Friday, 22 May 2020

2bitmoment's take on wikipedia: "Dharma Transmission" bureaucratic transfer of power or recognition of enlightenment?

What is Dharma Transmission? https://en.wikipedia.org/wiki/Dharma_transmission I was reading the text of the wikipedia article on Dharma Transmission and was very surprised at its contents. Apparently in a lot of institutions in Japan currently but going back to China the reasons for “Dharma transmission” were not recognition of enlightenment. It was instead the recognition of transfer of institutional power. Perhaps few things matter here to those not interested in the Japanese Rinzai or Soto schools.

Wikipedia once again values little the original Zen tradition, the Zen Masters that are most valued in r/zen. But please excuse my take on what are the passages I valued from the article.

The concept of dharma transmission took shape during the Tang period, when establishing the right teachings became important, to safeguard the authority of specific schools.[15] The emerging Zen-tradition developed the Transmission of the Lamp-genre, in which lineages from Shakyamuni Buddha up to their own times were described.[6]

[...]

The common transmission does not include inka shōmei.
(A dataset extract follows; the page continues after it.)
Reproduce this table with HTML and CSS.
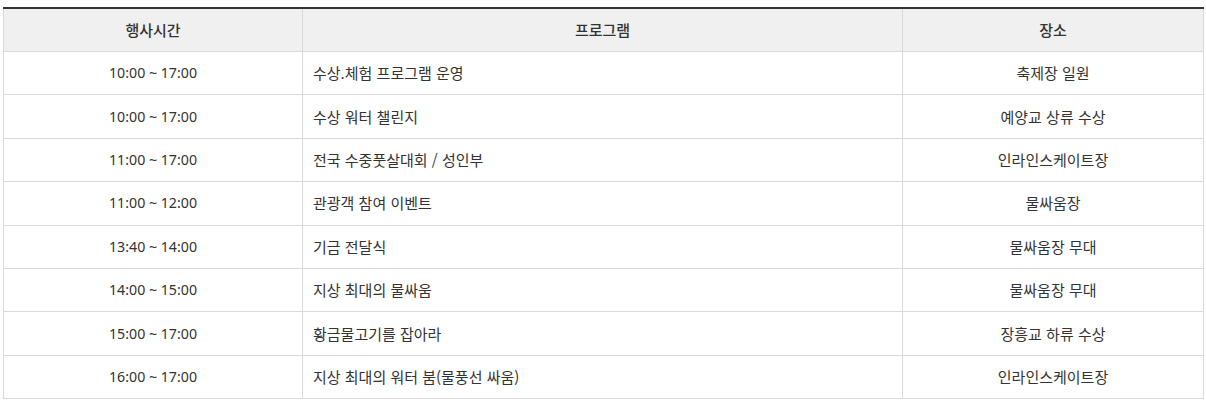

Ideally inka shōmei is "the formal recognition of Zen's deepest realisation",[3] but practically it is being used for the transmission of the "true lineage" of the masters (shike) of the training halls.

The wikipedia article cites a certain “Manzan Dokahu (1636–1714), a Sōtō reformer”

According to Manzan, even an unenlightened student could receive dharma transmission:

Manzan argued that as long as master and disciple fulfill the condition of a personal relationship, then Dharma transmission 'with either an enlightened or an unenlightened disciple are both equivalent in [maintaining] the true tradition'.[59]

Quite a long part of the article is dedicated to how Dharma transmission is understood in the west.

In the Western understanding roshis are "part of a tradition that imputes to them quasi-divine qualities",[77] someone who "is defined by simplicity, innocence, and lack of self-interest or desire".[77] Nevertheless, the authorisation of teachers through dharma transmission does not mean that teachers are infallible,[78] as is clear from the repeated appearance of scandals:[77]

In this complicated world of living Zen, we can meet teachers guiding communities of practice with compassion and grace. But we also find Zen teachers having inappropriate sexual relationships, abusing the power dynamics of their relationships and otherwise acting in ways contrary to the mythic status of their positions as teachers. In recent years there have been a number of books and essays exposing the ills of Zen institutions east and west as well as the foibles of individual Zen teachers. Here in the west there are few lineages that have passed unscathed by scandals, mostly of a sexual nature. And in the east, particularly in the Japanese institutions, we’ve learned how masters and whole schools were at various times co-opted by the state, most notoriously in the years leading up to and including the Second World War.[78]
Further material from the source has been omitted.